Task to complete: Each line below should be retyped exactly, with no pictures.

Dataset extract:
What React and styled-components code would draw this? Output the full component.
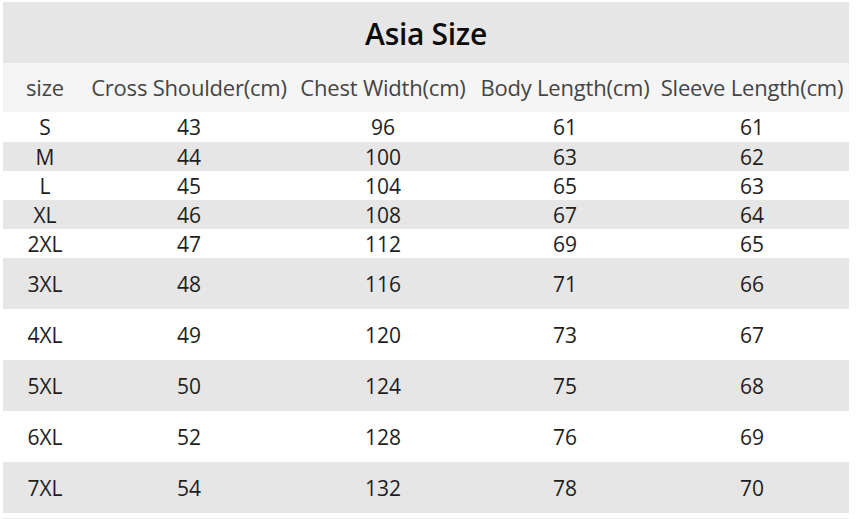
import React from 'react';
import styled, { createGlobalStyle } from 'styled-components';

const GlobalStyle = createGlobalStyle`
  html, body {
    margin: 0;
    padding: 0;
    background: #ffffff;
  }
  body {
    font-family: "Open Sans", "Noto Sans", sans-serif;
  }
`;

const Page = styled.div`
  width: 856px;
  height: 519px;
  overflow: hidden;
  padding: 2px 0 0 3px;
  box-sizing: border-box;
`;

const Table = styled.div`
  width: 846px;
  display: flex;
  flex-direction: column;
`;

const Title = styled.div`
  height: 61px;
  background: #e6e6e6;
  display: flex;
  align-items: center;
  justify-content: center;
  font-size: 30px;
  font-weight: 600;
  letter-spacing: -0.3px;
  color: #0c0c0c;
  padding-top: 1px;
  box-sizing: border-box;
`;

const Row = styled.div`
  display: grid;
  grid-template-columns: 84px 204px 184px 180px 194px;
  height: ${p => p.$h}px;
  background: ${p => p.$bg};
  align-items: center;
`;

const Cell = styled.div`
  text-align: center;
  white-space: nowrap;
  font-size: ${p => (p.$head ? '22px' : '21px')};
  color: ${p => (p.$head ? '#454545' : '#1e1e1e')};
  letter-spacing: ${p => (p.$head ? '-0.2px' : '0')};
  margin-top: ${p => (p.$head ? '-2px' : '0')};
`;

const BottomEdge = styled.div`
  margin-top: 5px;
  height: 2px;
  background: #ececec;
`;

const headers = ['size', 'Cross Shoulder(cm)', 'Chest Width(cm)', 'Body Length(cm)', 'Sleeve Length(cm)'];

const rows = [
  ['S', 43, 96, 61, 61],
  ['M', 44, 100, 63, 62],
  ['L', 45, 104, 65, 63],
  ['XL', 46, 108, 67, 64],
  ['2XL', 47, 112, 69, 65],
  ['3XL', 48, 116, 71, 66],
  ['4XL', 49, 120, 73, 67],
  ['5XL', 50, 124, 75, 68],
  ['6XL', 52, 128, 76, 69],
  ['7XL', 54, 132, 78, 70],
];

const smallHeights = [30, 29, 29, 29, 29];

const App = () => {
  return (
    <Page>
      <GlobalStyle />
      <Table>
        <Title>Asia Size</Title>
        <Row $h={49} $bg="#f5f5f5">
          {headers.map(h => (
            <Cell key={h} $head>{h}</Cell>
          ))}
        </Row>
        {rows.map((r, i) => (
          <Row
            key={r[0]}
            $h={i < 5 ? smallHeights[i] : 51}
            $bg={i % 2 === 1 ? '#e6e6e6' : '#ffffff'}
          >
            {r.map((v, j) => (
              <Cell key={j}>{v}</Cell>
            ))}
          </Row>
        ))}
        <BottomEdge />
      </Table>
    </Page>
  );
};

export default App;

Solution:
What React and styled-components code would draw this? Output the full component.
import React from 'react';
import styled, { createGlobalStyle } from 'styled-components';

const GlobalStyle = createGlobalStyle`
  html, body {
    margin: 0;
    padding: 0;
    background: #ffffff;
  }
  body {
    font-family: "Open Sans", "Noto Sans", sans-serif;
  }
`;

const Page = styled.div`
  width: 856px;
  height: 519px;
  overflow: hidden;
  padding: 2px 0 0 3px;
  box-sizing: border-box;
`;

const Table = styled.div`
  width: 846px;
  display: flex;
  flex-direction: column;
`;

const Title = styled.div`
  height: 61px;
  background: #e6e6e6;
  display: flex;
  align-items: center;
  justify-content: center;
  font-size: 30px;
  font-weight: 600;
  letter-spacing: -0.3px;
  color: #0c0c0c;
  padding-top: 1px;
  box-sizing: border-box;
`;

const Row = styled.div`
  display: grid;
  grid-template-columns: 84px 204px 184px 180px 194px;
  height: ${p => p.$h}px;
  background: ${p => p.$bg};
  align-items: center;
`;

const Cell = styled.div`
  text-align: center;
  white-space: nowrap;
  font-size: ${p => (p.$head ? '22px' : '21px')};
  color: ${p => (p.$head ? '#454545' : '#1e1e1e')};
  letter-spacing: ${p => (p.$head ? '-0.2px' : '0')};
  margin-top: ${p => (p.$head ? '-2px' : '0')};
`;

const BottomEdge = styled.div`
  margin-top: 5px;
  height: 2px;
  background: #ececec;
`;

const headers = ['size', 'Cross Shoulder(cm)', 'Chest Width(cm)', 'Body Length(cm)', 'Sleeve Length(cm)'];

const rows = [
  ['S', 43, 96, 61, 61],
  ['M', 44, 100, 63, 62],
  ['L', 45, 104, 65, 63],
  ['XL', 46, 108, 67, 64],
  ['2XL', 47, 112, 69, 65],
  ['3XL', 48, 116, 71, 66],
  ['4XL', 49, 120, 73, 67],
  ['5XL', 50, 124, 75, 68],
  ['6XL', 52, 128, 76, 69],
  ['7XL', 54, 132, 78, 70],
];

const smallHeights = [30, 29, 29, 29, 29];

const App = () => {
  return (
    <Page>
      <GlobalStyle />
      <Table>
        <Title>Asia Size</Title>
        <Row $h={49} $bg="#f5f5f5">
          {headers.map(h => (
            <Cell key={h} $head>{h}</Cell>
          ))}
        </Row>
        {rows.map((r, i) => (
          <Row
            key={r[0]}
            $h={i < 5 ? smallHeights[i] : 51}
            $bg={i % 2 === 1 ? '#e6e6e6' : '#ffffff'}
          >
            {r.map((v, j) => (
              <Cell key={j}>{v}</Cell>
            ))}
          </Row>
        ))}
        <BottomEdge />
      </Table>
    </Page>
  );
};

export default App;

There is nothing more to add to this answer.